23 October 2013 By Brandi Bottalico, News Editor No Comments
U.S. Department of State sponsors the exchange
Sarah Hugel/ The Towerlight

Sarah Hugel/ The Towerlight

The Department of Mass Communication and the Hussman Center for Adults with Autism welcomed three Serbian representatives for disabilities on Oct. 19.

The representatives are one of 19 different partnerships in the United States. Their partnership with Towson is planning a media advocacy project for those with disabilities. The program, Professional Fellows EMPOWER Program, is sponsored by the U.S. Department of State.

“We are a media partnership whose main goal is to empower persons with disabilities for self representation and self advocacy,” Jelena Jovovic, one of the visiting Serbians from the Novi Sad Journalism School, said. “We realized if you want a greater impact on general public we have to educate the journalists on how to report on disabilities issues but we have to educate disabled people on how to communicate with media and how to bypass the media and how to give their messages to the general public directly.”

While at Towson they have been meeting with different media organizations, have sat in on a journalism class, visiting the Hussman Center and have even been featured on a radio program, Mass Communication and Communication studies professor Beth Haller said.

Haller is Towson’s representative for the program and has more than 20 years of research experience with media and disabilities.

“It’s a really unique program,” Haller said. “We’re the only one dealing with media because all the other projects are all about disability rights issues and I feel like ours is about a disability rights issue but it’s also a way to get information out about disability rights because we’re going to be putting together a project where people are going to be trained to advocate…and get their stories out there…Our team is really about all the issues and getting the general public to understand us.”

One plan for their return is to host a television cooking show, Haller said. They will film the pilot of this show in the Hussman Center ADA accessible kitchen on Thursday, Oct. 24.
Two months ago Director of the Hussman Center for Adults with Autism Rhonda Greenhaw went to Serbia for the first part of the exchange.

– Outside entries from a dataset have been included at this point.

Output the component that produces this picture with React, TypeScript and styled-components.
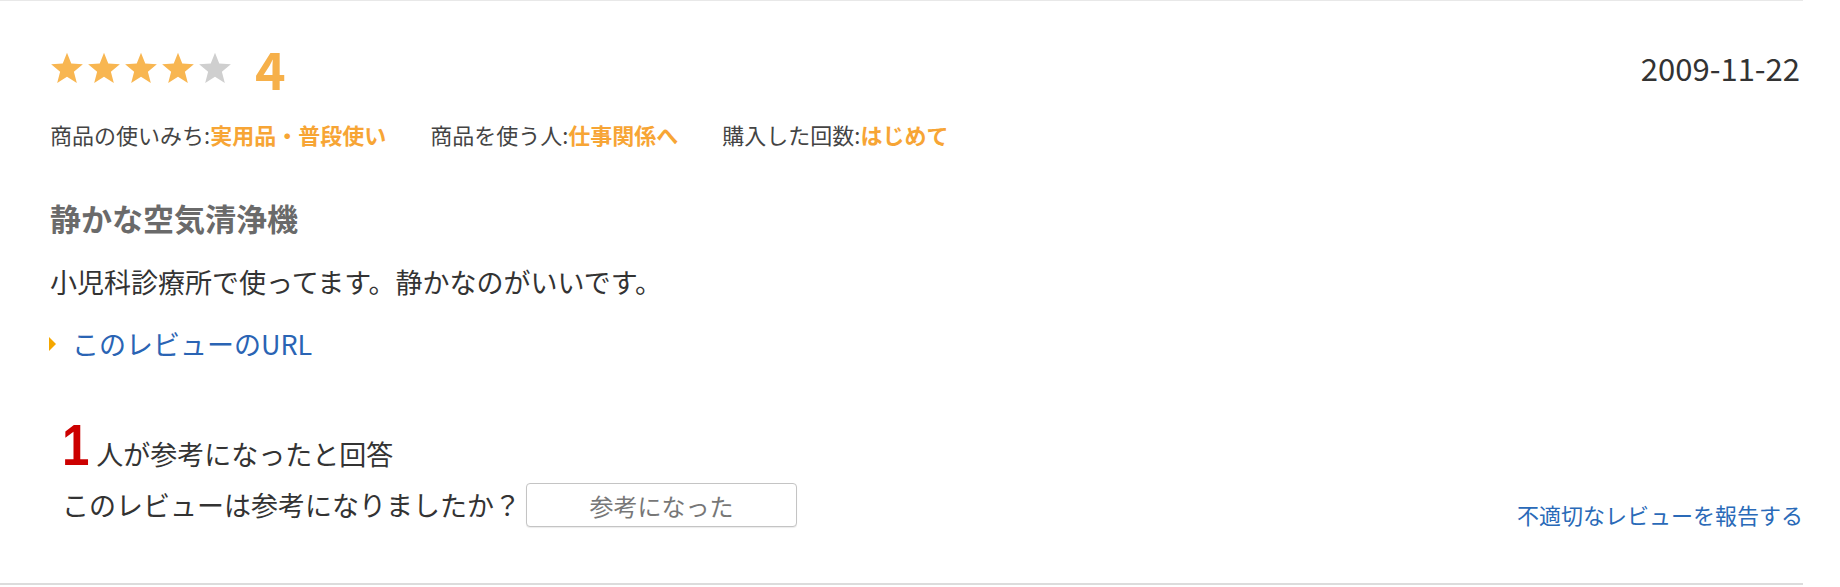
import React from "react";
import styled, { createGlobalStyle } from "styled-components";

const GlobalStyle = createGlobalStyle`
  body {
    margin: 0;
    background: #fff;
    font-family: "Noto Sans CJK JP", "Noto Sans", sans-serif;
    color: #333;
  }
`;

const REVIEW = {
  rating: 4,
  date: "2009-11-22",
  meta: [
    { label: "商品の使いみち:", value: "実用品・普段使い" },
    { label: "商品を使う人:", value: "仕事関係へ" },
    { label: "購入した回数:", value: "はじめて" },
  ],
  title: "静かな空気清浄機",
  body: "小児科診療所で使ってます。静かなのがいいです。",
  helpful: 1,
};

const Star = ({ on }: { on: boolean }) => (
  <StarSvg viewBox="0 0 24 23" $on={on}>
    <polygon points="12,0.5 15.06,8.29 23.41,8.79 16.95,14.11 19.05,22.21 12,17.7 4.95,22.21 7.05,14.11 0.59,8.79 8.94,8.29" />
  </StarSvg>
);

const App = () => {
  const { rating, date, meta, title, body, helpful } = REVIEW;

  return (
    <>
      <GlobalStyle />
      <Wrapper>
        <Header>
          <Rating>
            <Stars>
              {[0, 1, 2, 3, 4].map((i) => (
                <Star key={i} on={i < rating} />
              ))}
            </Stars>
            <Score>{rating}</Score>
          </Rating>
          <DateText>{date}</DateText>
        </Header>

        <MetaRow>
          {meta.map((item) => (
            <MetaItem key={item.label}>
              {item.label}
              <MetaValue>{item.value}</MetaValue>
            </MetaItem>
          ))}
        </MetaRow>

        <Title>{title}</Title>
        <Body>{body}</Body>
        <UrlLink href="#">このレビューのURL</UrlLink>

        <Helpful>
          <HelpfulCount>
            <Count>{helpful}</Count>
            人が参考になったと回答
          </HelpfulCount>
          <VoteRow>
            <Question>このレビューは参考になりましたか？</Question>
            <VoteButton type="button">参考になった</VoteButton>
            <Report href="#">不適切なレビューを報告する</Report>
          </VoteRow>
        </Helpful>
      </Wrapper>
    </>
  );
};

const Wrapper = styled.div`
  width: 1803px;
  box-sizing: border-box;
  padding: 47px 0 56px 50px;
  border-top: 1px solid #e8e8e8;
  border-bottom: 2px solid #dcdcdc;
`;

const Header = styled.div`
  display: flex;
  align-items: center;
  justify-content: space-between;
  height: 40px;
  padding-right: 3px;
`;

const Rating = styled.div`
  display: flex;
  align-items: center;
`;

const Stars = styled.div`
  display: flex;
  gap: 3px;
`;

const StarSvg = styled.svg<{ $on: boolean }>`
  width: 34px;
  height: 32px;
  display: block;
  fill: ${({ $on }) => ($on ? "#f8b651" : "#cfcfcf")};
`;

const Score = styled.span`
  margin-left: 23px;
  font-size: 52px;
  font-weight: 700;
  line-height: 40px;
  color: #f6b04a;
`;

const DateText = styled.span`
  font-size: 31px;
  line-height: 40px;
  color: #333;
`;

const MetaRow = styled.div`
  display: flex;
  gap: 44px;
  margin-top: 31px;
  font-size: 22px;
  line-height: 30px;
  color: #444;
`;

const MetaItem = styled.div``;

const MetaValue = styled.span`
  font-weight: 700;
  color: #f7a535;
`;

const Title = styled.h2`
  margin: 49px 0 0;
  font-size: 31px;
  font-weight: 700;
  line-height: 40px;
  color: #6a6a6a;
`;

const Body = styled.p`
  margin: 26px 0 0;
  font-size: 27px;
  line-height: 36px;
  color: #333;
`;

const UrlLink = styled.a`
  display: flex;
  align-items: center;
  margin-top: 26px;
  font-size: 27px;
  line-height: 36px;
  color: #2a64b4;
  text-decoration: none;

  &::before {
    content: "";
    width: 0;
    height: 0;
    margin: 0 16px 0 -1px;
    border-top: 7px solid transparent;
    border-bottom: 7px solid transparent;
    border-left: 7px solid #f5a700;
  }
`;

const Helpful = styled.div`
  margin-top: 58px;
  padding-left: 12px;
`;

const HelpfulCount = styled.div`
  display: flex;
  align-items: baseline;
  height: 50px;
  font-size: 27px;
  color: #333;
`;

const Count = styled.span`
  display: inline-block;
  margin-right: 2px;
  font-family: "Liberation Sans", Arial, sans-serif;
  font-size: 58px;
  font-weight: 700;
  line-height: 50px;
  color: #cc0000;
  transform: scaleX(0.85);
  transform-origin: left bottom;
`;

const VoteRow = styled.div`
  display: flex;
  align-items: center;
  margin-top: 13px;
`;

const Question = styled.span`
  font-size: 27px;
  line-height: 36px;
  color: #333;
`;

const VoteButton = styled.button`
  width: 271px;
  height: 44px;
  margin-left: 5px;
  border: 1px solid #c4c4c4;
  border-radius: 4px;
  background: #fff;
  box-shadow: 0 1px 1px rgba(0, 0, 0, 0.08);
  font-family: "Noto Sans CJK JP", sans-serif;
  font-size: 24px;
  color: #777;
`;

const Report = styled.a`
  align-self: flex-end;
  margin-left: auto;
  font-size: 22px;
  line-height: 26px;
  color: #2a6ab8;
  text-decoration: none;
`;

export default App;
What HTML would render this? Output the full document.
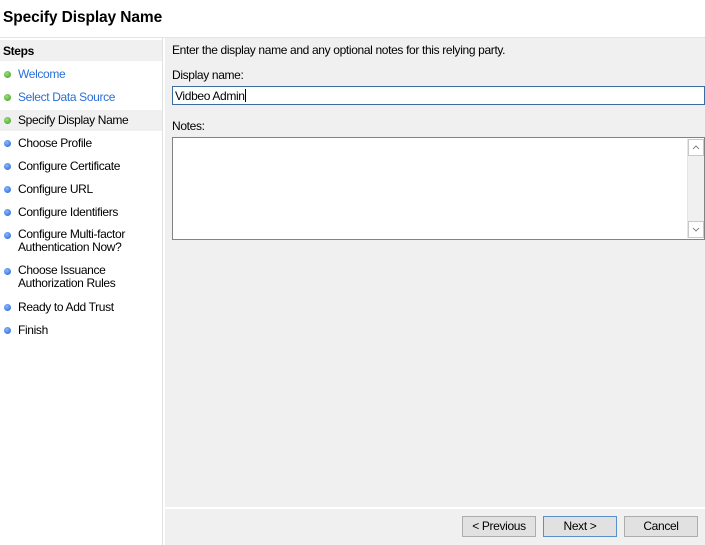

“It’s interesting to come here to exchange experiences,” Jovovic said. “It’s not like we were supposed to come here to learn about social media, we could do that online. What’s interesting is to hear from the media department and from other organizations what worked for them. You can find so many manuals and so many things printed or on the Internet but when you are speaking with a person who had the same problem and has an experience in solving it. It is always reliable and better than reading some manual or something like that.”

Milica Mima Ruzicic-Novkovic, president of Centre Living Upright, said that one of the most important parts of the program was to witness what each country was doing and the similarities and differences.

“I can say that I’m proud of us because we had great communication online and a wonderful experience when Rhonda was with us and I think that our center’s team accepted her as a part of it so she’s now a part of the family in a way and also here I am feeling myself as at home,” she said.

All of the 19 different groups are coming together for a conference in D.C. from Oct. 31 to Nov. 2 where they will all present their projects to be implemented upon their return home.